Q3: What's the difference between MI and PMI?

MI is a general term for mortgage insurance. PMI (Private Mortgage Insurance) specifically refers to the MI on conventional loans when the down payment is less than 20%. FHA loans have MIP (Mortgage Insurance Premium), which functions similarly but has different rules and structures.

Q4: Can my MI rate change over time?

For Borrower-Paid MI (BPMI), the monthly payment is generally fixed for the life of the loan unless it's automatically terminated or refinanced.
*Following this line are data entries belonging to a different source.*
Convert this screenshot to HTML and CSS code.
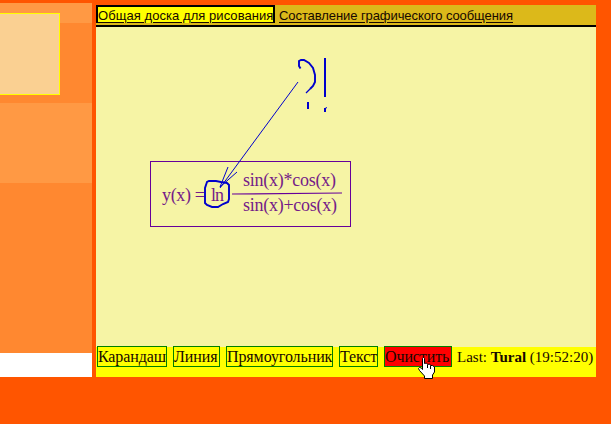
FILE: index.html
```html
<!DOCTYPE html>
<html lang="ru">
<head>
<meta charset="utf-8">
<title>Общая доска для рисования</title>
<link rel="stylesheet" href="styles.css">
</head>
<body>
<div class="page">
  <aside class="side"><div class="note"></div></aside>
  <main class="board">
    <nav class="tabs">
      <a class="tab active"><span>Общая доска для рисования</span></a>
      <a class="tab other"><span>Составление графического сообщения</span></a>
    </nav>
    <svg class="canvas" width="500" height="320" viewBox="96 27 500 320">
      <rect x="150.5" y="161.5" width="200" height="65" fill="none" stroke="#66009a"/>
      <g class="formula">
        <text x="162" y="201" textLength="43">y(x) =</text>
        <text x="211" y="201" textLength="13">ln</text>
        <text x="243" y="186" textLength="93">sin(x)*cos(x)</text>
        <text x="243" y="211" textLength="94">sin(x)+cos(x)</text>
      </g>
      <path d="M232 194L342 193" stroke="#66009a" stroke-width="1.2" fill="none"/>
      <g fill="none" stroke="#0000cc">
        <path d="M298 82L220 188M220 187L228 167M220 187L237 172" stroke-width="1"/>
        <path d="M207 182L205 188L205 203L207 205L212 207L218 207L223 204L228 202L229 199L229 185L227 183L221 182L216 181L209 181Z" stroke-width="1.9"/>
        <path d="M300.500 68.500L299 66L299 61L301 60L304 60L309 63L313 68L315 75L315 82L313 86L310 89" stroke-width="1.9"/>
        <path d="M310 89L306 93" stroke-width="1.2"/>
        <path d="M325 58V97M308 102V109M325 108V112" stroke-width="2"/>
        <path d="M325 108.500L327 107.500" stroke-width="1"/>
      </g>
    </svg>
    <footer class="tools">
      <a class="tool pencil"><span>Карандаш</span></a>
      <a class="tool line"><span>Линия</span></a>
      <a class="tool rectangle"><span>Прямоугольник</span></a>
      <a class="tool text"><span>Текст</span></a>
      <a class="tool clear"><span>Очистить</span></a>
      <span class="last">Last: <b>Tural</b> (19:52:20)</span>
    </footer>
  </main>
</div>
<svg class="cursor" width="18" height="22" viewBox="0 0 18 22">
  <path d="M4.500 1.500L5.500 .5L6.500 1.500V6.500L8.500 6L9.500 7.500L11.500 7L12.500 8.500H14.500L16.500 10V15L14.500 18V21.500H6.500V19L1.500 13.500L.5 11.500L1.500 10.500L3.500 11L4.500 12.500Z" fill="#fff" stroke="#000"/>
  <path d="M9.500 8V11M12.500 9V12" stroke="#000" fill="none"/>
</svg>
</body>
</html>
```
FILE: styles.css
```css
* { box-sizing: border-box; }
body {
  margin: 0;
  width: 611px;
  height: 424px;
  overflow: hidden;
  background: #ff5500;
}
.page { display: flex; gap: 4px; height: 377px; }
.side {
  width: 92px;
  margin-top: 3px;
  padding-top: 10px;
  background: linear-gradient(#ff9944 0 20px, #ff8830 20px 100px, #ff9944 100px 180px, #ff8830 180px 350px, #fff 350px);
}
.note {
  width: 60px;
  height: 82px;
  background: #fad092;
  border: 1px solid #ff0;
  border-left: 0;
}
.board { width: 500px; margin-top: 5px; background: #f6f4a5; }
.tabs {
  display: flex;
  height: 22px;
  background: #dcb91a;
  border-bottom: 2px solid #000;
  font: 13px/17px "Liberation Sans", Arial, sans-serif;
  color: #170800;
}
.tab { height: 18px; white-space: nowrap; text-decoration: underline; text-underline-offset: 2px; text-decoration-thickness: 1px; }
.tab.active {
  width: 179px;
  flex: none;
  letter-spacing: 0.06px;
  background: #ff0;
  border: solid #000;
  border-width: 2px 2px 0;
}
.tab.other { padding: 2px 0 0 4px; letter-spacing: -0.08px; }
.canvas { display: block; }
.formula { font: 18px "Liberation Serif", "Times New Roman", serif; fill: #751b88; }
.tools {
  display: flex;
  height: 30px;
  padding-left: 1px;
  gap: 6px;
  background: #ff0;
  font: 16px/19px "Liberation Serif", "Times New Roman", serif;
  color: #170800;
}
.tool { height: 21px; margin-top: -1px; border: 1px solid #008000; white-space: nowrap; flex: none; letter-spacing: -0.1px; }
.pencil { width: 70px; }
.line { width: 47px; }
.rectangle { width: 107px; }
.text { width: 39px; }
.clear { width: 68px; background: #f00; }
.last { margin-left: -1px; white-space: nowrap; font-size: 15px; line-height: 21px; }
.cursor { position: absolute; left: 418px; top: 357px; }
```
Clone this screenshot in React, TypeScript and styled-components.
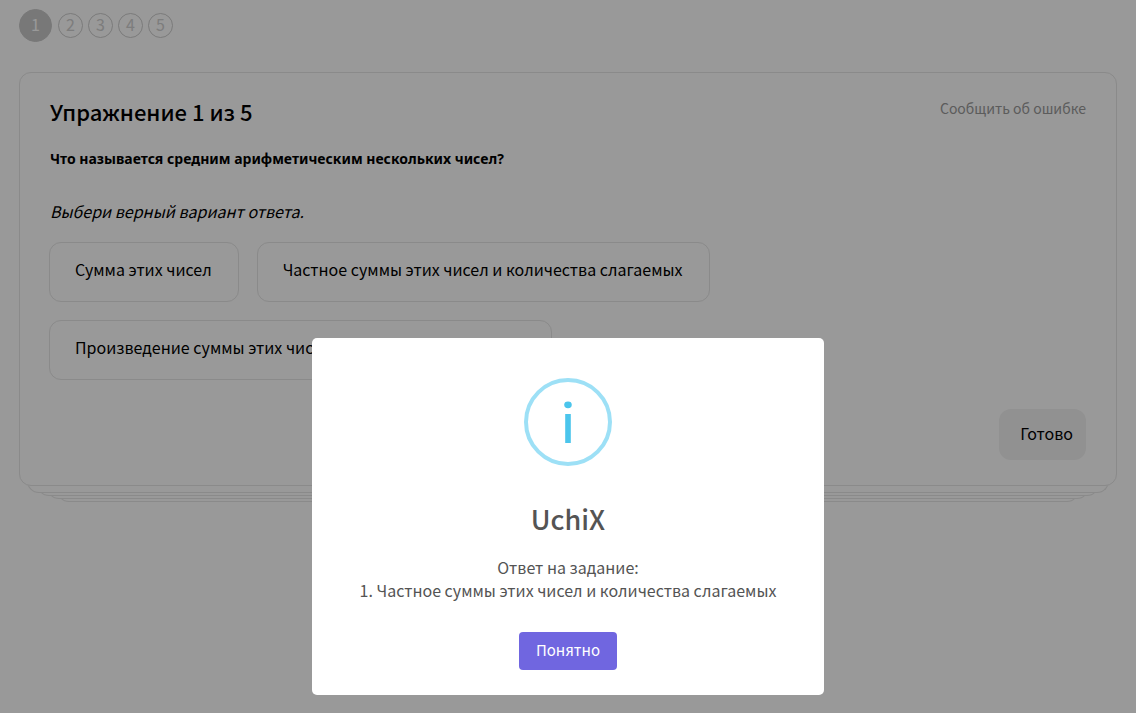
import React from "react";
import styled, { createGlobalStyle, css } from "styled-components";

const GlobalStyle = createGlobalStyle`
  *, *::before, *::after { box-sizing: border-box; }
  body {
    margin: 0;
    background: #fff;
    color: #000;
    font-family: "Noto Sans CJK JP", "Noto Sans", sans-serif;
    font-size: 16px;
    line-height: 24px;
  }
  button { font: inherit; color: inherit; cursor: pointer; }
`;

const Page = styled.main`
  min-height: 100vh;
  padding: 8px 19px 24px;
`;

const Steps = styled.nav`
  display: flex;
  align-items: center;
  gap: 5px;
  height: 34px;
  margin-bottom: 30px;
`;

const Step = styled.button<{ $active?: boolean }>`
  display: flex;
  align-items: center;
  justify-content: center;
  width: 25px;
  height: 25px;
  padding: 0 0 2px;
  border: 1px solid #ccc;
  border-radius: 50%;
  background: transparent;
  color: #d0d0d0;
  ${(p) =>
    p.$active &&
    css`
      width: 33px;
      height: 33px;
      margin-right: 1px;
      border-color: #c8c8c8;
      background: #c8c8c8;
      color: #fff;
    `}
`;

const Stack = styled.div`
  isolation: isolate;
`;

const Card = styled.section`
  padding: 24px 30px 25px;
  border: 1px solid #e6e6e6;
  border-radius: 12px;
  background: #fff;
`;

const Sheet = styled.div<{ $depth: number }>`
  position: relative;
  z-index: ${(p) => -p.$depth};
  height: 20px;
  margin: ${(p) => (p.$depth === 1 ? -13 : -17)}px ${(p) => p.$depth * 10 - 2}px 0;
  border: 1px solid #e6e6e6;
  border-top: 0;
  border-radius: 0 0 12px 12px;
  background: #fff;
`;

const CardHeader = styled.header`
  display: flex;
  justify-content: space-between;
  align-items: flex-start;
`;

const Title = styled.h1`
  margin: 0;
  font-size: 22px;
  font-weight: 500;
  line-height: 28px;
`;

const ReportLink = styled.a`
  color: #999;
  font-size: 14px;
  line-height: 22px;
  text-decoration: none;
`;

const Question = styled.p`
  margin: 22px 0 0;
  font-family: "Noto Sans", sans-serif;
  font-size: 14px;
  font-weight: 700;
`;

const Hint = styled.p`
  margin: 28px 0 19px;
  font-style: italic;
`;

const Options = styled.div`
  display: flex;
  flex-wrap: wrap;
  gap: 18px;
  max-width: 760px;
  margin: 0 -1px;
`;

const Option = styled.button`
  height: 60px;
  padding: 0 26px 6px 25px;
  border: 1px solid #e6e6e6;
  border-radius: 12px;
  background: transparent;
`;

const CardFooter = styled.footer`
  display: flex;
  justify-content: flex-end;
  margin-top: 29px;
`;

const DoneButton = styled.button`
  height: 51px;
  padding: 0 13px 3px 21px;
  border: 0;
  border-radius: 12px;
  background: #f2f2f2;
`;

const Backdrop = styled.div`
  position: fixed;
  inset: 0;
  display: flex;
  align-items: flex-end;
  justify-content: center;
  padding: 18px 10px;
  background: rgba(0, 0, 0, 0.4);
`;

const Dialog = styled.div`
  display: flex;
  flex-direction: column;
  align-items: center;
  width: 512px;
  max-width: 100%;
  padding: 40px 16px 25px;
  border-radius: 5px;
  background: #fff;
  color: #545454;
  text-align: center;
`;

const InfoIcon = styled.svg`
  width: 88px;
  height: 88px;
`;

const DialogTitle = styled.h2`
  margin: 33px 0 17px;
  font-size: 27px;
  font-weight: 500;
  line-height: 40px;
`;

const DialogText = styled.p`
  margin: 0 0 30px;
  line-height: 23px;
`;

const ConfirmButton = styled.button`
  height: 38px;
  padding: 0 17px 2px;
  border: 0;
  border-radius: 4px;
  background: #7066e0;
  color: #fff;
  font-size: 15px;
`;

const options = [
  "Сумма этих чисел",
  "Частное суммы этих чисел и количества слагаемых",
  "Произведение суммы этих чисел и количества слагаемых",
];

export default function App() {
  return (
    <>
      <GlobalStyle />
      <Page>
        <Steps aria-label="Упражнения">
          {[1, 2, 3, 4, 5].map((n) => (
            <Step key={n} type="button" $active={n === 1}>
              {n}
            </Step>
          ))}
        </Steps>
        <Stack>
          <Card>
            <CardHeader>
              <Title>Упражнение 1 из 5</Title>
              <ReportLink href="#report">Сообщить об ошибке</ReportLink>
            </CardHeader>
            <Question>Что называется средним арифметическим нескольких чисел?</Question>
            <Hint>Выбери верный вариант ответа.</Hint>
            <Options>
              {options.map((text) => (
                <Option key={text} type="button">
                  {text}
                </Option>
              ))}
            </Options>
            <CardFooter>
              <DoneButton type="button">Готово</DoneButton>
            </CardFooter>
          </Card>
          {[1, 2, 3, 4].map((depth) => (
            <Sheet key={depth} $depth={depth} />
          ))}
        </Stack>
      </Page>
      <Backdrop>
        <Dialog role="dialog" aria-modal="true" aria-labelledby="dialog-title">
          <InfoIcon viewBox="0 0 88 88" aria-hidden="true">
            <circle cx="44" cy="44" r="42" fill="none" stroke="#9de0f6" strokeWidth="4" />
            <ellipse cx="44" cy="26.8" rx="3.8" ry="3.4" fill="#4bc5ec" />
            <rect x="41.2" y="36" width="5.6" height="29" fill="#4bc5ec" />
          </InfoIcon>
          <DialogTitle id="dialog-title">UchiX</DialogTitle>
          <DialogText>
            Ответ на задание:
            <br />
            1. Частное суммы этих чисел и количества слагаемых
          </DialogText>
          <ConfirmButton type="button">Понятно</ConfirmButton>
        </Dialog>
      </Backdrop>
    </>
  );
}
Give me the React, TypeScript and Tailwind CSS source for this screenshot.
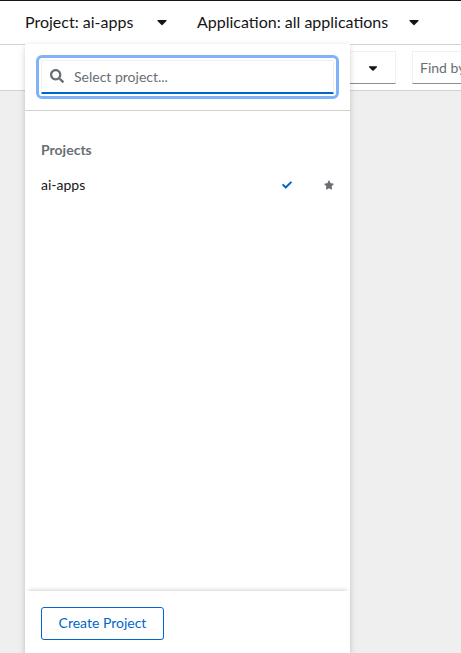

However, if you had an adjustable-rate mortgage or a specific MI product where the rate could adjust, changes are possible, but this is uncommon.

Q5: How does a low credit score affect my MI?

A lower credit score signifies higher risk to the lender. Consequently, you will likely be assigned a higher MI premium rate, increasing your monthly MI payment significantly compared to someone with an excellent credit score.

Q6: What if my property value decreases after I get the loan?

If your property value decreases, your LTV ratio could increase. For MI cancellation purposes, lenders typically use the *original* appraised value. If you want to remove MI based on a lower current value, you might need a new appraisal, which is often part of the request to cancel MI when you reach the 80% LTV threshold.

Q7: How does Lender-Paid MI (LPMI) compare to Borrower-Paid MI (BPMI)?

BPMI is a separate, recurring monthly premium. LPMI is paid for by the lender, who then charges you a higher interest rate on the mortgage itself. While LPMI might seem simpler (no separate MI bill), the increased interest paid over the loan's life can often outweigh the cost of BPMI, especially if you plan to sell or refinance before reaching 78% LTV.

Q8: Can I avoid paying MI altogether?

Yes, the most straightforward way to avoid MI on a conventional loan is to make a down payment of 20% or more. If that's not possible, exploring options like an 80-10-10 loan (where you have a first mortgage and a second lien instead of MI) or saving up for a larger down payment are alternatives.